I don’t think I can go back…

I was out walking in the woods near my home when a message came in from my best friend:

“We are locked down for at least another three weeks”

It was what I needed to pop the bubble of grief that had been stuck halfway up my chest all day, and I sat down on a low branch and had a cry.

I’ve been feeling frustrated with the expression “when things get back to normal”. Firstly because there is no “back”. There is always only ever “next”; only “forward”. Maybe the right word semantically is “resume”. But more than semantics and chronology, it will surely be impossible to pick up where we left off because individually, collectively, economically, socially -we are all being changed by This. The effects of this virus have been far beyond biological; it has reached into the existence of every single organism on our planet. Into eco-systems, stock exchanges, air quality, family dynamics, neighbourhood networks, supply chains, and Prime Minsters’ experiences of love…

The effects of this virus have reached into and mutated my will for the future. Because even if it were A Thing, I don’t think I could go back. And yet I feel very scared that nevertheless, I will. That I will choose to. That I will be expected to. Needed to.

I’ve been attempting to figure out whether my reaction to Lockdown is best characterised in terms of the relieved emergence of my ‘secret introversion’, or whether it perhaps reveals that I was personally burning out. But exploring this with my closest friends, and reading some of the truly brilliant articles cropping up online like here, here and here, it seems that I am far, far from alone.

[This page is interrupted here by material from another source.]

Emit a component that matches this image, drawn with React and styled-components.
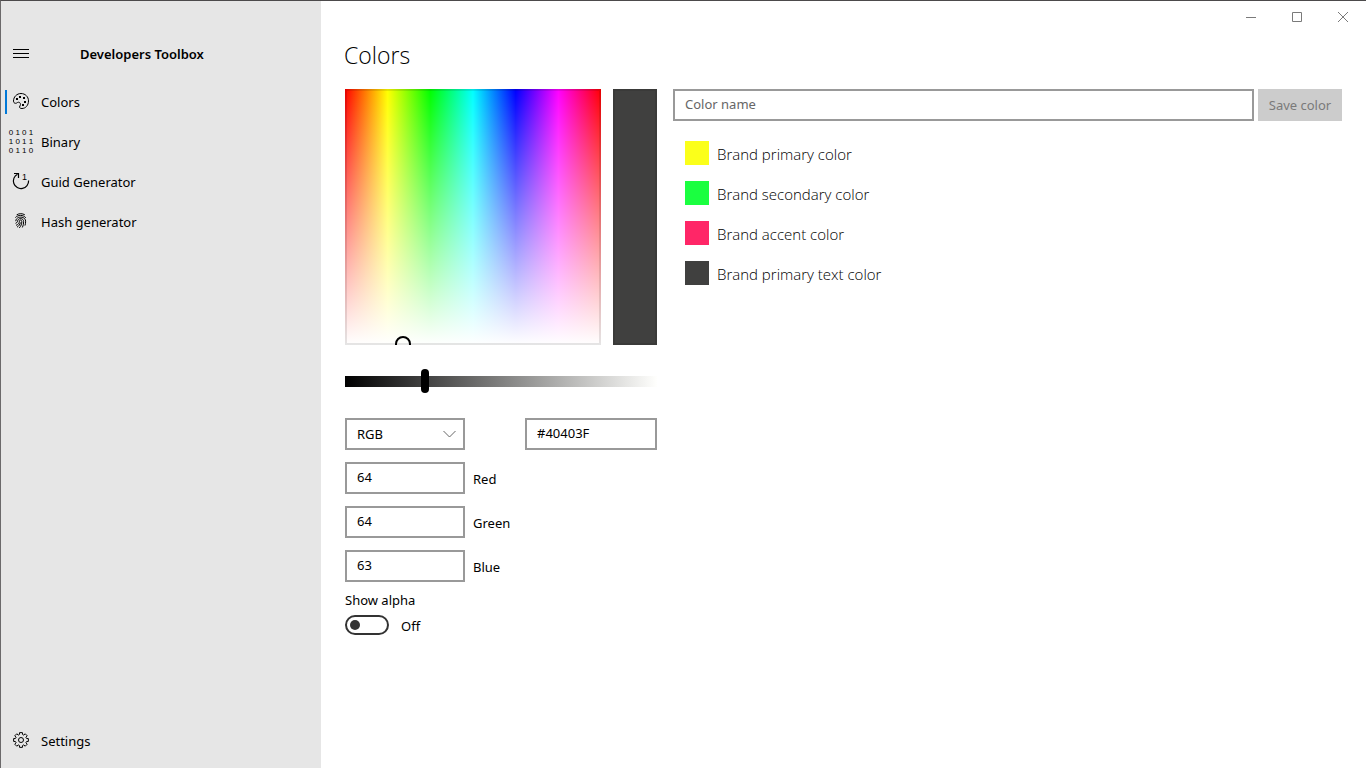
import React, { useState } from "react";
import styled, { createGlobalStyle } from "styled-components";

const Global = createGlobalStyle`
	*, *::before, *::after { box-sizing: border-box; margin: 0; padding: 0; }
	html, body, #root { height: 100%; }
	body { background: #fff; color: #000; font: 14px/20px "Noto Sans", "Open Sans", sans-serif; }
	button, input, select { font: inherit; color: inherit; }
	svg { display: block; }
`;

const Window = styled.div`
	display: flex;
	min-height: 100%;
	border-top: 1px solid #4c4a4b;
	border-left: 1px solid #6b696a;
`;

const Sidebar = styled.aside`
	flex: 0 0 320px;
	display: flex;
	flex-direction: column;
	padding: 33px 0 7px;
	background: #e6e6e6;
`;

const SidebarHeader = styled.header`
	display: flex;
	align-items: center;
	gap: 39px;
	height: 40px;
	margin-bottom: 8px;
`;

const MenuButton = styled.button`
	display: grid;
	place-items: center;
	width: 40px;
	height: 40px;
	border: 0;
	background: none;
`;

const AppName = styled.h1`
	font-size: 13px;
	font-weight: 600;
`;

const Nav = styled.nav`
	flex: 1;
	display: flex;
	flex-direction: column;
`;

const NavItem = styled.a`
	display: flex;
	align-items: center;
	height: 40px;
	color: #000;
	font-size: 13px;
	text-decoration: none;
	background: ${(p) => (p.$active ? "linear-gradient(#0078d7, #0078d7) 4px 50% / 2px 24px no-repeat" : "none")};
	&:last-child { margin-top: auto; }
`;

const NavIcon = styled.span`
	display: grid;
	place-items: center;
	width: 40px;
	height: 40px;
	padding-bottom: 2px;
`;

const Bits = styled.span`
	font: 8px/9px "Liberation Sans", Arial, sans-serif;
	white-space: pre;
`;

const Main = styled.main`
	flex: 1;
	min-width: 0;
`;

const TitleBar = styled.div`
	display: flex;
	justify-content: flex-end;
`;

const CaptionButton = styled.button`
	display: grid;
	place-items: center;
	width: 46px;
	height: 32px;
	border: 0;
	background: none;
	color: #7a7a7a;
`;

const PageTitle = styled.h2`
	height: 56px;
	padding: 6px 23px 0;
	font: 300 23px/32px "Open Sans", "Noto Sans", sans-serif;
`;

const Columns = styled.div`
	display: flex;
	gap: 16px;
	padding: 0 24px 24px;
`;

const Picker = styled.section`
	flex: 0 0 312px;
	display: flex;
	flex-direction: column;
`;

const PickerTop = styled.div`
	display: flex;
	gap: 12px;
	height: 256px;
`;

const Spectrum = styled.div`
	position: relative;
	flex: 0 0 256px;
	overflow: hidden;
	background:
		linear-gradient(to bottom, rgba(255, 255, 255, 0), #fff),
		linear-gradient(to right, #f00, #ff0, #0f0, #0ff, #00f, #f0f, #f00);
	&::after {
		content: "";
		position: absolute;
		inset: 0;
		border: 2px solid rgba(0, 0, 0, 0.1);
	}
`;

const SpectrumThumb = styled.span`
	position: absolute;
	left: 50px;
	top: 247px;
	z-index: 1;
	width: 16px;
	height: 16px;
	border: 2px solid #000;
	border-radius: 50%;
`;

const Preview = styled.div`
	flex: 1;
	background: #40403f;
	border: 2px solid #3a3a39;
`;

const ValueSlider = styled.input`
	appearance: none;
	width: 100%;
	height: 24px;
	margin: 24px 0 25px;
	background: linear-gradient(to right, #000, #fffffd) 0 7px / 100% 11px no-repeat;
	&::-webkit-slider-thumb {
		appearance: none;
		width: 8px;
		height: 24px;
		border-radius: 4px;
		background: #000;
	}
`;

const Fields = styled.div`
	display: flex;
	flex-direction: column;
	gap: 12px;
`;

const FieldRow = styled.div`
	display: flex;
	align-items: center;
	justify-content: ${(p) => (p.$spread ? "space-between" : "flex-start")};
	gap: 8px;
	font-size: 13px;
`;

const TextBox = styled.input`
	width: ${(p) => p.$width || "120px"};
	height: 32px;
	padding: 0 10px 2px;
	border: 2px solid #999;
	background: #fff;
	font-size: 13px;
	&::placeholder { color: #666; opacity: 1; }
`;

const SelectWrap = styled.div`
	position: relative;
	width: 120px;
	svg {
		position: absolute;
		right: 9px;
		top: 12px;
		pointer-events: none;
	}
`;

const Select = styled.select`
	appearance: none;
	width: 100%;
	height: 32px;
	padding: 0 10px;
	border: 2px solid #999;
	border-radius: 0;
	background: #fff;
	font-size: 13px;
`;

const FieldLabel = styled.label`
	font-size: 13px;
	padding-top: 2px;
`;

const AlphaLabel = styled.label`
	margin: 8px 0 5px;
	font-size: 13px;
`;

const ToggleRow = styled.div`
	display: flex;
	align-items: center;
	gap: 12px;
	height: 20px;
	font-size: 13px;
	span { padding-top: 2px; }
`;

const Toggle = styled.input`
	appearance: none;
	display: flex;
	align-items: center;
	justify-content: ${(p) => (p.checked ? "flex-end" : "flex-start")};
	width: 44px;
	height: 20px;
	padding: 0 3px;
	border: 2px solid #333;
	border-radius: 10px;
	&::before {
		content: "";
		width: 10px;
		height: 10px;
		border-radius: 50%;
		background: #333;
	}
`;

const Saved = styled.section`
	flex: 1;
	min-width: 0;
`;

const SaveForm = styled.form`
	display: flex;
	gap: 4px;
`;

const SaveButton = styled.button`
	flex: 0 0 84px;
	height: 32px;
	border: 0;
	background: #ccc;
	color: #7a7a7a;
	font-size: 13px;
`;

const ColorList = styled.ul`
	padding: 12px;
	list-style: none;
`;

const ColorItem = styled.li`
	display: flex;
	align-items: center;
	gap: 8px;
	height: 40px;
	font: 300 15px/24px "Open Sans", "Noto Sans", sans-serif;
`;

const Swatch = styled.span`
	width: 24px;
	height: 24px;
	background: ${(p) => p.$color};
`;

const ColorName = styled.span`
	padding-top: 2px;
`;

const PaletteIcon = () => (
	<svg width="16" height="16" viewBox="0 0 16 16" fill="none" stroke="#000">
		<path d="M8 .5c4.200 0 7.500 3.200 7.500 7.400 0 4.400-2.900 7.600-6.500 7.600-1.600 0-2.500-.6-2.500-1.500 0-.8 1-1.300 1-2.500 0-1.400-.9-2.300-2-2.300-1.200 0-1.500 1.100-3 1.100C1.200 10.300.5 9.300.5 8 .5 3.900 3.800.5 8 .5z" />
		<g fill="#000" stroke="none">
			<rect x="3" y="5" width="2" height="2" />
			<rect x="6" y="3" width="2" height="2" />
			<rect x="10" y="4" width="2" height="2" />
			<rect x="11" y="8" width="2" height="2" />
			<rect x="9" y="11" width="2" height="2" />
		</g>
	</svg>
);

const BinaryIcon = () => (
	<Bits aria-hidden="true">{"0 1 0 1\n1 0 1 1\n0 1 1 0"}</Bits>
);

const GuidIcon = () => (
	<svg width="18" height="18" viewBox="0 0 18 18" fill="none" stroke="#000" aria-hidden="true">
		<path d="M5.500 2.200A7.600 7.600 0 1 0 16.600 8.500" strokeWidth="1.200" />
		<path d="M2 1.500h4.500v4.500" strokeWidth="1.200" />
		<text x="10" y="8" fill="#000" stroke="none" fontFamily="Liberation Sans, sans-serif" fontSize="9">1</text>
	</svg>
);

const FingerprintIcon = () => (
	<svg width="16" height="16" viewBox="0 0 16 16" fill="none" stroke="#000" strokeLinecap="round">
		<path d="M4 1.600C6.200.3 9.300.3 11.500 1.600" />
		<path d="M2.600 4.300C5 1.700 10.200 1.600 12.600 4.500" />
		<path d="M2.800 7.800C2.800 2.800 12.600 2.800 12.600 8.200c0 1.500-.1 2.800-.5 4" />
		<path d="M2.900 10.200c2-.7 1.500-2.200 2-3.200 1.100-2.200 5.700-1.800 5.700 1.400 0 2.200-.3 4-1.100 5.700" />
		<path d="M3.400 12.200c2.300-.8 3-2.400 3-4 0-1.600 2.400-1.500 2.400.2 0 2.500-.7 4.700-2.300 6.300" />
		<path d="M4.400 13.900c1.500-.9 2.500-2.200 2.900-4" />
	</svg>
);

// eight rounded teeth around the hub
const gearPath = Array.from({ length: 8 }, (_, i) => {
	const at = (deg, r) => {
		const a = ((i * 45 + deg) * Math.PI) / 180;
		return `${(8 + r * Math.cos(a)).toFixed(2)} ${(8 + r * Math.sin(a)).toFixed(2)}`;
	};
	return `${i ? "L" : "M"}${at(-11, 7.5)}L${at(11, 7.5)}L${at(15, 5.8)}Q${at(22.5, 5.2)} ${at(30, 5.8)}`;
}).join("") + "Z";

const GearIcon = () => (
	<svg width="16" height="16" viewBox="0 0 16 16" fill="none" stroke="#000" strokeLinejoin="round">
		<path d={gearPath} />
		<circle cx="8" cy="8" r="2.500" />
	</svg>
);

const NAV = [
	{ id: "colors", label: "Colors", icon: <PaletteIcon /> },
	{ id: "binary", label: "Binary", icon: <BinaryIcon /> },
	{ id: "guid", label: "Guid Generator", icon: <GuidIcon /> },
	{ id: "hash", label: "Hash generator", icon: <FingerprintIcon /> },
];

const CHANNELS = [
	{ id: "red", label: "Red", value: 64 },
	{ id: "green", label: "Green", value: 64 },
	{ id: "blue", label: "Blue", value: 63 },
];

const SAVED = [
	{ name: "Brand primary color", color: "#fbff1a" },
	{ name: "Brand secondary color", color: "#1aff40" },
	{ name: "Brand accent color", color: "#ff2667" },
	{ name: "Brand primary text color", color: "#40403f" },
];

const App = () => {
	const [name, setName] = useState("");
	const [alpha, setAlpha] = useState(false);

	return (
		<>
			<Global />
			<Window>
				<Sidebar>
					<SidebarHeader>
						<MenuButton aria-label="Menu">
							<svg width="16" height="10" viewBox="0 0 16 10" stroke="#000">
								<path d="M0 .5h16M0 4.500h16M0 8.500h16" />
							</svg>
						</MenuButton>
						<AppName>Developers Toolbox</AppName>
					</SidebarHeader>
					<Nav>
						{NAV.map((item, i) => (
							<NavItem key={item.id} href={`#${item.id}`} $active={i === 0}>
								<NavIcon>{item.icon}</NavIcon>
								{item.label}
							</NavItem>
						))}
						<NavItem href="#settings">
							<NavIcon><GearIcon /></NavIcon>
							Settings
						</NavItem>
					</Nav>
				</Sidebar>
				<Main>
					<TitleBar>
						<CaptionButton aria-label="Minimize">
							<svg width="10" height="10" stroke="currentColor"><path d="M0 5.500h10" /></svg>
						</CaptionButton>
						<CaptionButton aria-label="Maximize">
							<svg width="10" height="10" stroke="currentColor" fill="none"><path d="M.5.5h9v9h-9z" /></svg>
						</CaptionButton>
						<CaptionButton aria-label="Close">
							<svg width="10" height="10" stroke="currentColor"><path d="M0 0l10 10M10 0L0 10" /></svg>
						</CaptionButton>
					</TitleBar>
					<PageTitle>Colors</PageTitle>
					<Columns>
						<Picker>
							<PickerTop>
								<Spectrum><SpectrumThumb /></Spectrum>
								<Preview />
							</PickerTop>
							<ValueSlider type="range" min="0" max="100" defaultValue="25" aria-label="Value" />
							<Fields>
								<FieldRow $spread>
									<SelectWrap>
										<Select aria-label="Color model" defaultValue="RGB">
											<option>RGB</option>
											<option>HSV</option>
										</Select>
										<svg width="13" height="8" viewBox="0 0 13 8" fill="none" stroke="#666">
											<path d="M.5 1l6 6 6-6" />
										</svg>
									</SelectWrap>
									<TextBox $width="132px" aria-label="Hex" defaultValue="#40403F" />
								</FieldRow>
								{CHANNELS.map((c) => (
									<FieldRow key={c.id}>
										<TextBox id={c.id} defaultValue={c.value} />
										<FieldLabel htmlFor={c.id}>{c.label}</FieldLabel>
									</FieldRow>
								))}
							</Fields>
							<AlphaLabel htmlFor="alpha">Show alpha</AlphaLabel>
							<ToggleRow>
								<Toggle
									id="alpha"
									type="checkbox"
									role="switch"
									checked={alpha}
									onChange={(e) => setAlpha(e.target.checked)}
								/>
								<span>{alpha ? "On" : "Off"}</span>
							</ToggleRow>
						</Picker>
						<Saved>
							<SaveForm onSubmit={(e) => e.preventDefault()}>
								<TextBox
									$width="100%"
									aria-label="Color name"
									placeholder="Color name"
									value={name}
									onChange={(e) => setName(e.target.value)}
								/>
								<SaveButton disabled={!name}>Save color</SaveButton>
							</SaveForm>
							<ColorList>
								{SAVED.map((c) => (
									<ColorItem key={c.name}>
										<Swatch $color={c.color} />
										<ColorName>{c.name}</ColorName>
									</ColorItem>
								))}
							</ColorList>
						</Saved>
					</Columns>
				</Main>
			</Window>
		</>
	);
};

export default App;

I cried just now out of pure relief that I have at least another three weeks of living this much smaller, quieter life, where I exercise on my gym mat daily, pray daily, cook daily, and weave a dance from 8am to 8pm between online sessions with clients and hanging the laundry out, preparing for the next session and taking care of personal admin, listening to a CPD recording and walking up the hill and through the woods behind the house. Where I sleep till 7 not 5. Where I wake naturally not yanked by the hair by my alarm clock. Where I have enough energy, it seems (and I didn’t know it was because I was too tired; I thought I just secretly didn’t really want to do it), to go dancing (in my front Zoom), to chat across the fence to my neighbours, to join in online social events, and yes, like everyone else, to bake (hence the daily exercise on my mat…).

I also feel scared, and really angry.

I don’t know who precisely to be angry with. Economists? The leaders of the Industrial Revolution? Myself? The Man? The best analogy I can think of is the frog in the saucepan thing. It’s like I was one of – we were – the frogs in Frog Boiling Experimental Group B, happily swimming around in water that was actually getting hotter and hotter.

Acclimitising, rationalising, dissociating, denying, entirely unaware that I was being boiled alive, when someone accidentally knocked the saucepan off the stove. Now I’m on the kitchen floor, shocked, experiencing the relief of the absence of something I didn’t even know I didn’t want. But up above my head, I can see someone preparing a fresh saucepan of water, and I don’t know where the door is.

As always, with all my “lockdown” posts – I know I’m not speaking for frontline workers, the sick, the people who’ve lost loved ones, or their income. But I do think I might be speaking for an incomprehensibly large number of people across the globe who have been accidentally handed the balance in their life, and the reordering of their priorities, that they’ve been bone-deep longing for as long as they can remember.

And I don’t know what to do, but I don’t see how I can willingly climb back into the saucepan. Since I was in my late teens and early twenties, nothing has affected me enough to elicit a resistance-level-conviction in me that I would lay down in the road, chain myself to a railing, or go on strike to honour.

But if there’s a Don’t Go Back movement, I’ll be there at the railings on the day the lockdown is lifted. I am worse than ignorant when it comes to economics, but I refuse to believe there isn’t an economic recovery model that insists on preserving balance, dethroning the tyrant of unfettered profit and unmoderated growth, and refusing to rely on exploitation.

And that’s exploitation writ large and writ subtle, in the form of middle class overworking and modern-sense resistant stigmatising of the basic need for time to do anything other than work sleep and repeat with a good measure of feeling you’ve failed because you still didn’t call your Dad, do any exercise, or eat anything that wasn’t straight out of a packet.

As any recovering addict knows, pain is the touch-stone of growth, and desperation is a gift. We have been forced into a change that no business or political party and very few individuals would choose unless their back was against the wall. But now that we’ve seen, will we allow ourselves to forget what we discovered? Will we allow ourselves to forget what it was like to have time for living? It’s not the moon on a stick. I’m not campaigning for the right to crotchet tofu three times a day or advocating that we all sit in the lotus position until our joints dissolve into enlightened stardust, and neither am I championing sitting on ever expanding home-baked backsides watching Neflix either.

I just think it’s ok for us to insist on having time, and clean enough air, to breathe.